American activist David Swanson wrote a three-part review of Jesus for President in Christianity Today, in which he writes that the popularity of the book is due to its "prophetic zeal and prankster's wit". Swanson argues that "Claiborne and Haw make a compelling case that the church in America has become much too cozy with the state", a case that Swanson finds to align with his own personal observations. While agreeing that the gospel should take precedence over secular affairs, Jordan Hylden of Christianity Today writes that Claiborne and Haw advocate for too great a withdrawal from secular politics. Hylden writes that he favors the arguments of Paul the Apostle and Martin Luther, who Hylden claims all reason that Christians should engage with government because God works through such institutions providentially.

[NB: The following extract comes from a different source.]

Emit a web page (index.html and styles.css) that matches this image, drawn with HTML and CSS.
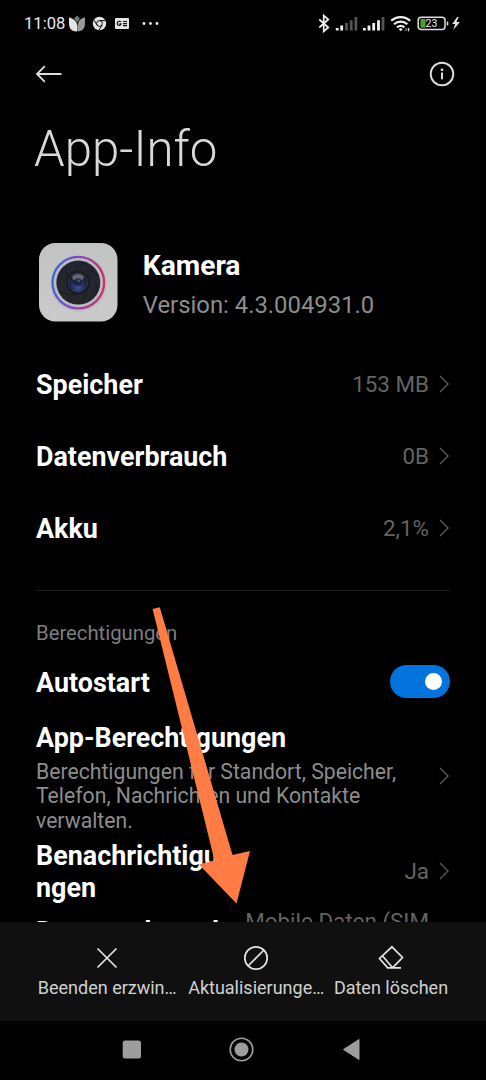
FILE: index.html
```html
<!DOCTYPE html>
<html lang="de">
<head>
<meta charset="utf-8">
<title>App-Info</title>
<link rel="stylesheet" href="styles.css">
</head>
<body>
<div class="phone">
  <header class="status">
    <span class="clock">11:08</span>
    <svg class="notif" width="94" height="20" viewBox="68 14 94 20">
      <path d="M74 18.500l3-3 3 3-3 4z" fill="#777"/>
      <path d="M69 17.500c4 .5 8 4 8.500 8.500.3 2 .2 4-.5 5.500-5 .3-8-3-8-8z" fill="#e4e4e4"/>
      <path d="M85 17.500c-4.500.5-7.500 4-7 8.500.2 2 .2 3.500-.5 5.500 5-.2 7.500-3 7.500-8z" fill="#999"/>
      <circle cx="99.500" cy="23.500" r="6.700" fill="#e4e4e4"/>
      <circle cx="99.500" cy="23.500" r="2.900" fill="none" stroke="#111" stroke-width="1"/>
      <path d="M99.500 20.600h6M97 25l-3.200-5.200M102 25l-3 5.200" stroke="#111" stroke-width="1"/>
      <rect x="115" y="18" width="14" height="11" rx="1" fill="#e4e4e4"/>
      <path d="M121 21.800c-1-1-3.800-.7-3.800 1.700s3.500 2.600 3.800.3h-1.700M123 21.500h4M123 23.600h4M123 25.700h4" fill="none" stroke="#111" stroke-width="1.200"/>
      <circle cx="144" cy="23.500" r="1.400" fill="#eee"/><circle cx="150.500" cy="23.500" r="1.400" fill="#eee"/><circle cx="157" cy="23.500" r="1.400" fill="#eee"/>
    </svg>
    <svg class="signals" width="144" height="20" viewBox="317 14 144 20">
      <path d="M319.300 19.500l9 8-4.600 4V15.500l4.600 4-9 8" fill="none" stroke="#f0f0f0" stroke-width="1.700"/>
      <path d="M337.200 30.500v-2.500M341.700 30.500v-5" stroke="#f0f0f0" stroke-width="2.800"/>
      <path d="M346.500 30.500v-7.500M351.200 30.500v-10.300M355.900 30.500V17" stroke="#555" stroke-width="2.800"/>
      <path d="M364.400 30.500v-2.500M369 30.500v-5M373.700 30.500v-7.500M378.500 30.500v-10.300" stroke="#f0f0f0" stroke-width="2.800"/>
      <path d="M383 30.500V17" stroke="#555" stroke-width="2.800"/>
      <path d="M391.200 20.800c5.500-5 13.500-5 19 0M394 24.300c4-3.600 9.400-3.600 13.400 0M397 27.400c2.300-2 5.100-2 7.400 0" fill="none" stroke="#f0f0f0" stroke-width="2.200"/>
      <path d="M398.700 29.300l2-1.200 2 1.200-2 2z" fill="#f0f0f0"/>
      <path d="M406 28v3" stroke="#777" stroke-width="1.400"/><path d="M408.500 28v3.300" stroke="#ddd" stroke-width="1.400"/>
      <rect x="418.200" y="17.200" width="26.800" height="12.400" rx="3" fill="none" stroke="#ddd" stroke-width="1.500"/>
      <rect x="420.500" y="19" width="5" height="8.700" fill="#45a52a"/>
      <path d="M447.500 21.500v4" stroke="#ddd" stroke-width="1.500"/>
      <text class="charge" x="425.600" y="27">23</text>
      <path d="M457.200 17l-5 7h3l-2 6 6.700-8h-3.500l2.300-5zM452 24.500h4.500M455 21.800h4.500" fill="#e4e4e4"/>
    </svg>
  </header>

  <nav class="toolbar">
    <svg width="28" height="20" viewBox="35 64 28 20"><path d="M61.500 74H37M44.800 66.200L37 74l7.800 7.800" fill="none" stroke="#ddd" stroke-width="1.800"/></svg>
    <svg width="26" height="26" viewBox="0 0 26 26"><circle cx="13" cy="13" r="11.300" fill="none" stroke="#ddd" stroke-width="1.900"/><circle cx="13" cy="8.800" r="1.400" fill="#ddd"/><path d="M13 11.500v6.800" stroke="#ddd" stroke-width="2"/></svg>
  </nav>

  <h1 class="title">App-Info</h1>

  <section class="app">
    <svg class="appicon" width="80" height="80" viewBox="38 242 80 80">
      <defs>
        <linearGradient id="ring" x1="0" y1=".4" x2="1" y2=".6"><stop offset="0" stop-color="#3c66d8"/><stop offset=".5" stop-color="#8d46ba"/><stop offset="1" stop-color="#d62d62"/></linearGradient>
        <linearGradient id="plate" x1="0" y1="0" x2="0" y2="1"><stop offset="0" stop-color="#c1c2c2"/><stop offset="1" stop-color="#cbcbcc"/></linearGradient>
        <radialGradient id="glass" cx=".5" cy=".75" r=".6"><stop offset="0" stop-color="#3b4f99"/><stop offset=".6" stop-color="#222b50"/><stop offset="1" stop-color="#1a1e2d"/></radialGradient>
      </defs>
      <rect x="39" y="243" width="78.500" height="78.500" rx="16.500" fill="url(#plate)"/>
      <circle cx="78.500" cy="284" r="28" fill="#a8a8ad" opacity=".3"/>
      <circle cx="78.300" cy="282.600" r="25.800" fill="#bbbcc5" stroke="url(#ring)" stroke-width="2.300"/>
      <circle cx="78.300" cy="282.600" r="22" fill="#24262e"/>
      <path d="M60 292c7 3 14 3 19 2M66 266c0 7 1 10 4 13M87 262c-7 2-11 5-13 10M99 276c-5-5-9-6-14-5M95 296c3-6 2-10 0-15M76 304c6-3 10-7 11-11" fill="none" stroke="#161820" stroke-width=".8"/>
      <circle cx="78" cy="282.500" r="11.500" fill="#15171f"/>
      <circle cx="78" cy="282.500" r="9.700" fill="url(#glass)" stroke="#3a3e51" stroke-width=".8"/>
      <ellipse cx="78" cy="277.500" rx="5.800" ry="3.500" fill="#aaacb5" opacity=".5"/>
      <circle cx="78" cy="282" r="4" fill="#171c35" opacity=".65"/><circle cx="79" cy="281" r=".7" fill="#99a"/>
    </svg>
    <div class="appmeta"><div class="appname">Kamera</div><div class="version">Version: 4.3.004931.0</div></div>
  </section>

  <section class="usage">
    <div class="row"><span class="name">Speicher</span><span class="value">153 MB</span><svg class="chev" viewBox="0 0 10 18"><path d="M1 1l8 8-8 8"/></svg></div>
    <div class="row"><span class="name">Datenverbrauch</span><span class="value">0B</span><svg class="chev" viewBox="0 0 10 18"><path d="M1 1l8 8-8 8"/></svg></div>
    <div class="row"><span class="name">Akku</span><span class="value">2,1%</span><svg class="chev" viewBox="0 0 10 18"><path d="M1 1l8 8-8 8"/></svg></div>
  </section>

  <section class="perms">
    <h2 class="caption">Berechtigungen</h2>
    <div class="row auto"><span class="name">Autostart</span><span class="toggle"><span class="knob"></span></span></div>
    <div class="row detail">
      <div class="grow"><div class="name">App-Berechtigungen</div><p class="desc">Berechtigungen für Standort, Speicher,<br>Telefon, Nachrichten und Kontakte<br>verwalten.</p></div>
      <svg class="chev" viewBox="0 0 10 18"><path d="M1 1l8 8-8 8"/></svg>
    </div>
    <div class="row notify"><span class="name">Benachrichtigu<br>ngen</span><span class="value">Ja</span><svg class="chev" viewBox="0 0 10 18"><path d="M1 1l8 8-8 8"/></svg></div>
    <div class="row cut"><span class="name">Datenverbrauch</span><span class="value">Mobile Daten (SIM</span></div>
  </section>

  <footer class="actions">
    <div class="action"><svg width="26" height="26" viewBox="0 0 26 26"><path d="M3.500 3.500l19 19M22.500 3.500l-19 19"/></svg><span class="label">Beenden erzwin…</span></div>
    <div class="action"><svg width="26" height="26" viewBox="0 0 26 26"><circle cx="13" cy="13" r="11.200"/><path d="M5 21L21 5"/></svg><span class="label">Aktualisierunge…</span></div>
    <div class="action"><svg width="26" height="26" viewBox="0 0 26 26"><path d="M14 1.800L24.500 12.500 14.500 22.800H9.700L1.500 13.500zM4.600 11l10 11.800M9.700 22.800H23"/></svg><span class="label">Daten löschen</span></div>
  </footer>

  <nav class="system">
    <svg width="486" height="59" viewBox="0 1021 486 59" fill="#9d9d9d">
      <rect x="122.700" y="1040.500" width="18.300" height="18" rx="2.500"/>
      <circle cx="241.500" cy="1049.500" r="11.300" fill="none" stroke="#9d9d9d" stroke-width="1.600"/><circle cx="241.500" cy="1049.500" r="7"/>
      <path d="M343.500 1049.500L359 1039.500v20z" stroke="#9d9d9d" stroke-width="1" stroke-linejoin="round"/>
    </svg>
  </nav>

  <svg class="pointer" width="110" height="310" viewBox="146 600 110 310"><path d="M152.600 609L159.800 607.300 232.500 855 250 851 236.500 903.500 199 864.500 214.500 860.500Z" fill="#ff7c45"/></svg>
</div>
</body>
</html>
```
FILE: styles.css
```css
* { box-sizing: border-box; }
body { margin: 0; background: #000; font-family: Roboto, sans-serif; }
.phone { position: relative; width: 486px; height: 1080px; overflow: hidden; background: #000; color: #fff; display: flex; flex-direction: column; }
.phone > * { flex-shrink: 0; }
svg { display: block; }

.status { height: 48px; padding: 14px 25px 0 24px; display: flex; line-height: 20px; }
.clock { width: 44px; font-size: 16.6px; color: #e8e8e8; white-space: nowrap; }
.signals { margin-left: auto; }
.charge { font-size: 10.5px; font-weight: 400; fill: #eee; }

.toolbar { height: 52px; padding: 0 31px 0 35px; display: flex; align-items: center; justify-content: space-between; }
.title { margin: 24px 0 0 34px; font-size: 49.2px; line-height: 50px; font-weight: 300; color: #d8d8d8; }

.app { height: 80px; margin-top: 68px; padding-left: 38px; display: flex; }
.appmeta { margin-left: 24.8px; padding-top: 5px; }
.appname { font-size: 28.2px; line-height: 38px; font-weight: 700; }
.version { font-size: 23.85px; line-height: 40px; color: #8d8d8d; }

.usage { margin: 26px 36px 0; height: 243px; border-bottom: 1px solid #1c1c1c; }
.row { display: flex; align-items: center; height: 72px; }
.name { padding-top: 2px; font-size: 26.9px; line-height: 32px; font-weight: 700; color: #fff; white-space: nowrap; }
.value { margin-left: auto; font-size: 22.4px; color: #646464; white-space: nowrap; }
.chev { width: 10px; height: 18px; margin: 0 1px 0 10px; flex: none; fill: none; stroke: #5c5c5c; stroke-width: 1.3; }

.perms { height: 331px; margin: 0 36px; overflow: hidden; }
.caption { margin: 31px 0 0; font-size: 20.3px; line-height: 22px; font-weight: 400; color: #7d7d7d; }
.auto { height: 34px; margin-top: 21px; justify-content: space-between; }
.toggle { width: 60px; height: 33px; margin-top: -1px; padding: 8px; border-radius: 17px; background: #0374dd; display: flex; justify-content: flex-end; }
.knob { width: 17px; height: 17px; border-radius: 50%; background: #fff; }
.detail { height: 113px; margin-top: 22px; }
.detail .name { padding-top: 1px; }
.detail .chev { margin-bottom: 4px; }
.desc { margin: 5.5px 0 0; font-size: 21.2px; line-height: 24.7px; color: #8d8d8d; white-space: nowrap; }
.grow { flex: 1; }
.notify { height: 64px; margin-top: 5px; }
.notify .value, .notify .chev { margin-bottom: 1px; }
.cut { height: 34px; margin-top: 12px; }
.cut .name { padding-top: 0; margin-top: -1px; }
.cut .value { margin-right: 21px; margin-top: -22px; }

.actions { height: 99px; background: #101010; padding: 23px 31px 0; display: grid; grid-template-columns: 152.4px 145.6px 124px; }
.action { display: flex; flex-direction: column; align-items: center; }
.action svg { fill: none; stroke: #e4e4e4; stroke-width: 1.7; }
.label { margin-top: 6px; font-size: 18px; line-height: 22px; color: #d0d0d0; white-space: nowrap; }
.system { height: 59px; }
.pointer { position: absolute; left: 146px; top: 600px; }
```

Joan Braune of America, a Jesuit magazine, writes that Jesus for President implicitly supports Christian anarchism.

In December 2008, Mark Tooley, then director of the Institute on Religion and Democracy's United Methodist committee, wrote an opinion piece about Jesus for President in the conservative magazine The Weekly Standard. Tooley is critical of the book, writing, that "Claiborne insists on a narrowly reinterpreted Jesus" who is "more social critic than Resurrected Redeemer." Christopher Hitchens, an Anglo-American antitheist, wrote a response to Tooley's review in the British tabloid newspaper the Sunday Express. He argues that Claiborne and Tooley are both attempting to justify their own views by ascribing them to Jesus, with Claiborne arguing that a Jesus would have supported liberation theology and Tooley arguing that Jesus would have supported neoconservatism.

In 2012, David P. Gushee, director of Mercer University's Center for Theology and Public Life, named Jesus for President one of the five best books about patriotism, the others being Bonhoeffer's Ethics; Bruce Lincoln's Religion, Empire and Torture; Reinhold Niebuhr's Moral Man and Immoral Society; and A Testament of Hope, a collection of Martin Luther King Jr.'s speeches and writings.